I'm not advocating any change on the message sent to users, just to not
break upgrade intentionally (by removing near-zero-maintentance upgrade
support by dropping obsoletes/epochs that are needed for upgrade from
the several last distribution versions).

>>>> But anyway, this affects people doing 2010.1->mga1->mga2 as well... Or
>>>> are you saying that isn't supported either, and people should do new
>>>> installs??
>>>
>>> We do not support upgrading mdv2010.1 rpms with rpm from mga2, so if a
>>> maintainer want to remove this, he can.
>>>
>>> Someone doing mdv2010.1->mga1 will end with a mix of mdv2010.1 and mga1
>>> if the system is not cleaned, and that's not something we should
>>> support, not more than mga X + any random repository upgrade to mga X+1 
>>>
>>> IE, that's not mga1 -> mga2, that's mga1 + 3rd party repo that happened
>>> to work by chance to mga2. 
>>
>> I have to strongly disagree with this. If upgrading from 2010.1 to mga1
>> is officially supported (and it is), we can't say "you can't upgrade
>> your mga1 system to mga2 anymore because you have some old pkgs
>> installed which we never asked you to remove" (assuming no non-mdv 3rd
>> party repos here).
> 
> First,  it doesn't break the whole upgrade. 
> In fact, if we look carefully, people who were running non supported
> software ( ie a package from Mandriva ) will still run the same
> unsupported software and the same binary. And upgrade will likely work
> without error messages. Because nothing requires dsniff, except its own
> subpackage.
> 
> Secondly, it didn't matter much before Guillaume uploaded dsniff. 
> 
> 1 week ago, anyone who would have upgraded to mga2 with dsniff installed
> from mdv would have been in the exact same situation than now, except
> nobody cared at all. And the proof that nobody cared is that nobody
> pushed the rpm sooner. Would it have been pushed to 1, yes, that would
> have breached what we agreed to do. But it was not pushed to 1 ( and I
> would say "likely on purpose" ). So the only change with this upload is
> for people installing dsniff later.

I care. I also still have dozens of missing mdv packages in my TODO that
I intend to import to cauldron and mga1. dsniff was one of those, though
I'm not sure yet if I care enough about it to request it to submitted to
mga1 updates, since I don't use it on my mga1 systems (only on cauldron).

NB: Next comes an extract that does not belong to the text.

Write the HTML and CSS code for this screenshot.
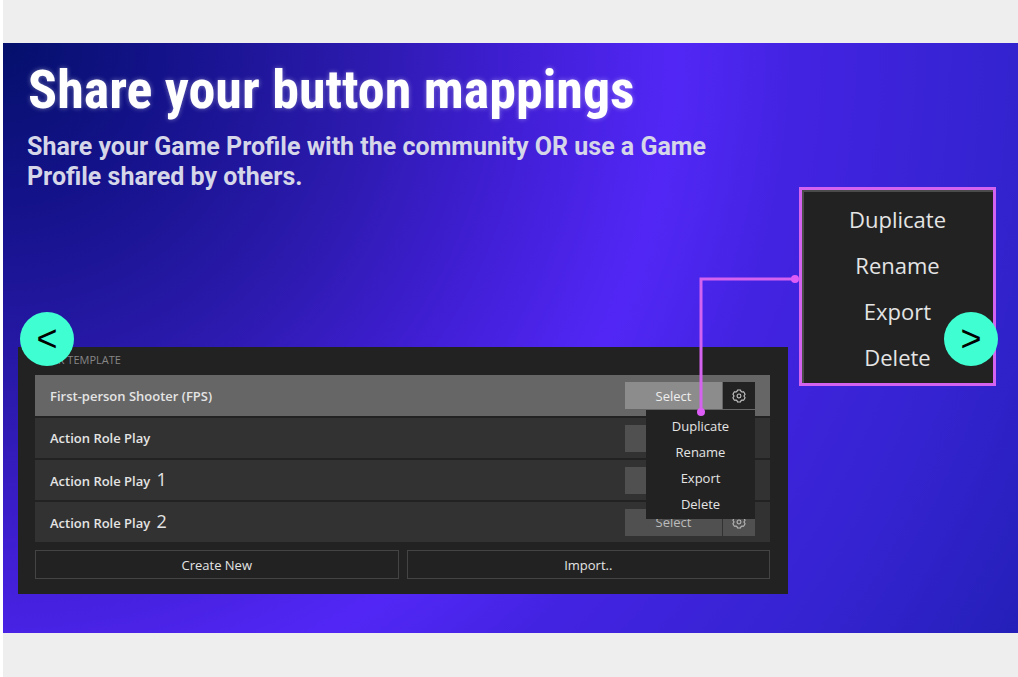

> 3rd point, the whole point of saying "we do not support this" is not to
> say "we don't support, but we should still support it to some extent".
> It is to be able to say "we do not support, so the maintainer can clean
> it if he want". You are free to support it if you wish, but Guillaume is
> also free to not support it, and choose to clean instead ( because epoch
> tags are ugly ). 

I completely agree. However, I consider this to break MGA1->MGA2
upgrade, which *is* supported.

> If we wanted to support upgrading from mdv 2010.1/2 to mga2, or
> upgrading people who mix distribution packages ( be it because they do
> not know, or on purpose, that's the same problem from a technical PoV ),
> it should have been said much sooner.

I'm fine with us not supporting 2010.1->mga2. However, I'm not fine with
breaking 2010.1->mga1->mga2.

And saying "it didn't completely break" while user has in his mga2
installation old packages is IMO not an option.

If it was intended that 2010.1->mga1 system wouldn't be completely
upgradable (all packages) to mga2, we should've made it clear when we
offered the mdv2010.1 -> mga1 upgrade path. But we didn't, so we should
completely support 2010.1->mga1->mga2 (with which I agree with).

> I do not understand, could people tell me what did they understood we
> would do when we said "we will not support upgrade this after mageia
> 1" ?

I understood it as 2010.1->mga2 would not necessarily work, but
2010.1->mga1->mga2 would still work fine, without old packages left,
except for those for which no new versions exist in the distribution.